A missionary, passing through Gibraltar, gives the following account of the Jews he fell in with in that place :— ‘When I landed at Gibraltar, I little thought I should meet with Jews, or that they even formed part of the residents there. I was, therefore, surprised when, before I entered my hotel, I met many of them, and that the first person I spoke to turned out to be a Jew. I had expected to find them, as they were adopted sons of England, speaking English fluently, and with a more favourable impression of Christianity than those of their brethren who are scattered among savage and lawless races. I was, therefore, much disappointed to find fewer Jews speaking English at Gibraltar, than of Maltese at Malta. There they speak Italian; at Gibraltar Spanish; and the only advantage the Gibraltar Jew seems to possess over his brethren on the other side of the Straits is, that he can confess his unbelief in the Divine relation, or his indifference to religion, with much freedom and impudence.

‘There were many of those who knew no English, who were very different, it is true, and who seemed thankful to speak on religious subjects, and to possess the Bible and other Christian books. But in general the Gibraltar Jews of all classes are rude, ignorant, superstitious, and familiar with every form of vice and wickedness. Their hatred of the Christian religion, however, or their infidelity and superstition, must not be traced to the Jewish nation alone. A little acquaintance with the strange mixture which composes the population of Gibraltar, mostly of Spanish origin, will in a great measure account for it.

‘Would that our own countrymen in that land would so conduct themselves, and show forth their good works before men, that Gibraltar might become in truth what its name in Arabic implies, a ‘Tower of Light’ to all the countries around.’
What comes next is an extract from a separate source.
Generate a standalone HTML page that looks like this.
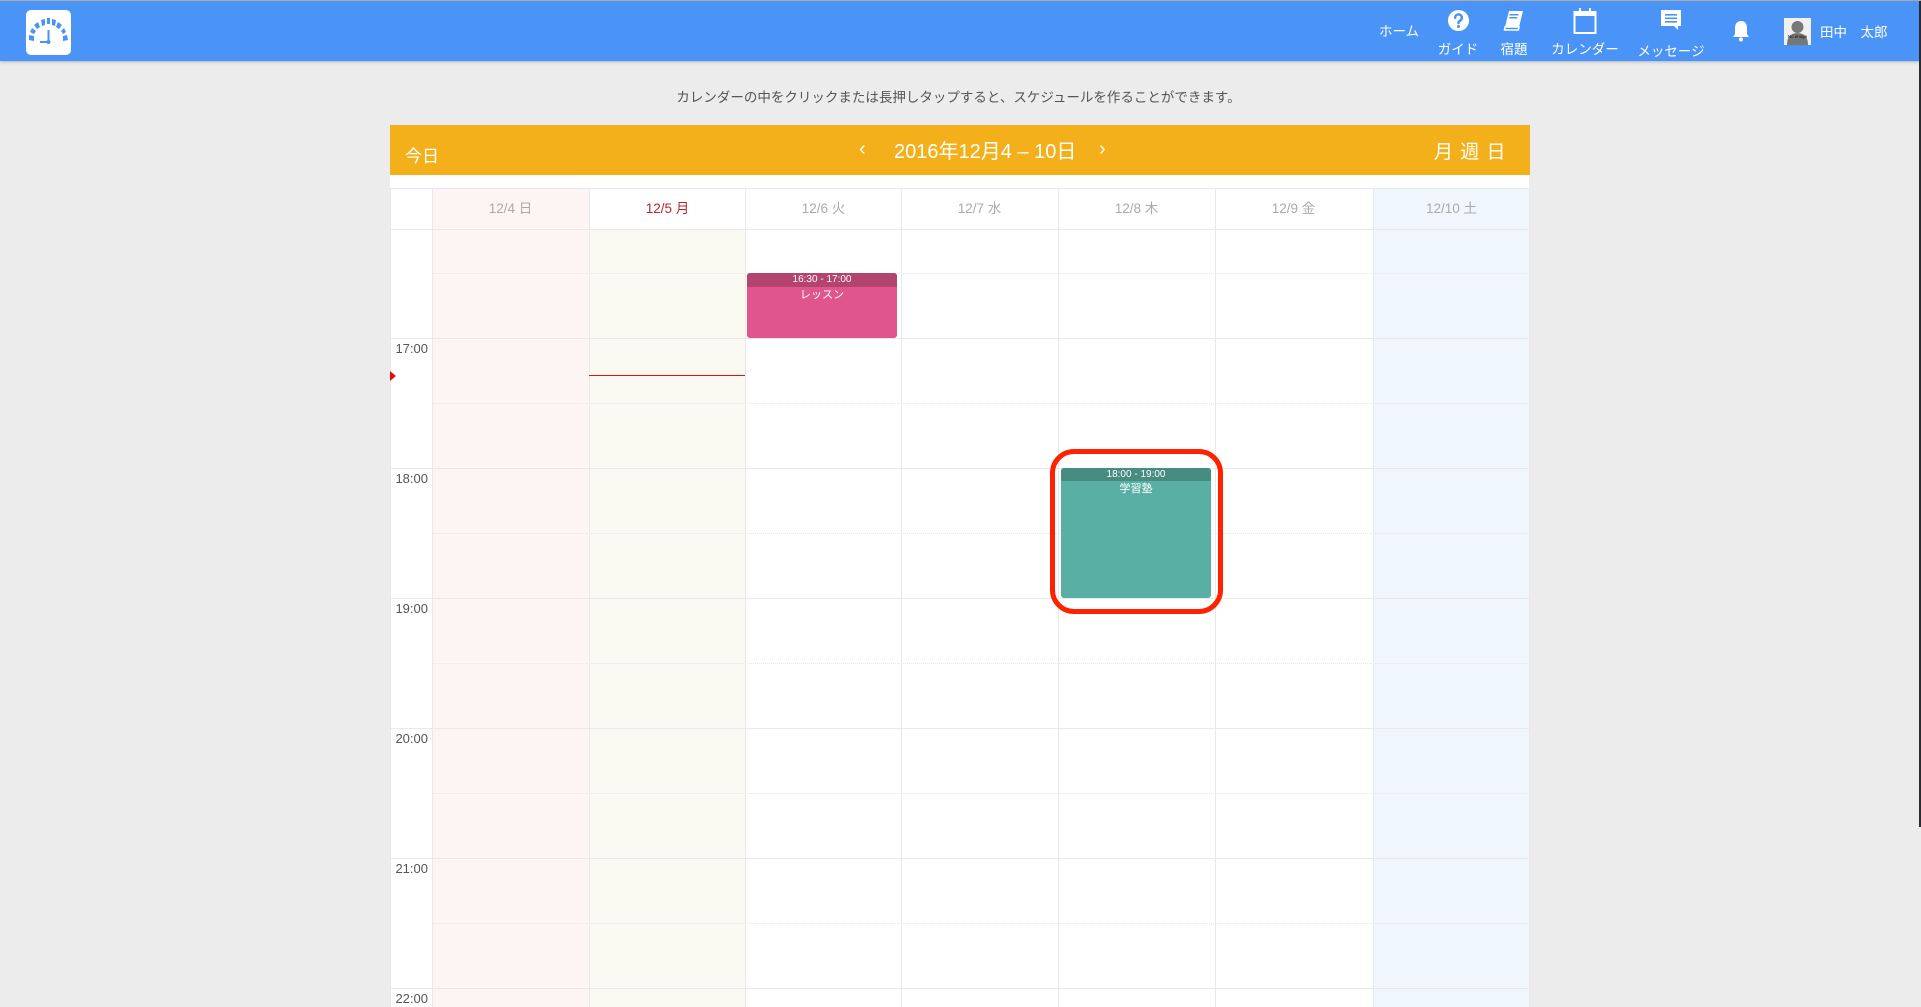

On board the steamer leaving Gibraltar, he was witness of a curious scene between two Jews. While viewing the rocks and mountains which receded from his view, he says:— ‘My attention was distracted by a loud guttural noise on board! Two rabbinical sages, both very angry, were quarrelling and abusing one another in the most frightful manner. H____ , however, being in the wrong, screamed the loudest, and threatened to throw himself overboard. The Spanish captain, true to his hereditary hatred of the Jews, looked on at the fight with the same interest as he would have done at a bull-fight, and would have enjoyed the fun, if they had both jumped into the Strait. There were several Jews and Jewesses on board, who were displeased to see the dispute, but not being rabbis, they could not interfere. I took Rabbi S_____ almost by force aside, and inquired the cause of the quarrel. Imagine my interest when I learned that it was all about the Christian book called ‘Old Paths,’ which had been given to H____ the day before yesterday, and he had lent it to S____ .’

While he was reading it, H_____ overtook him with another rabbi, and then declared that he knew nothing whatever about the book. I succeeded in calming the storm, and had a very interesting conversation with S_____ , which was only interrupted by the arrival of the steamer at Tangiers.’

Anonymous, ‘Jews at Gibraltar,’ The Jewish advocate for the young (1863).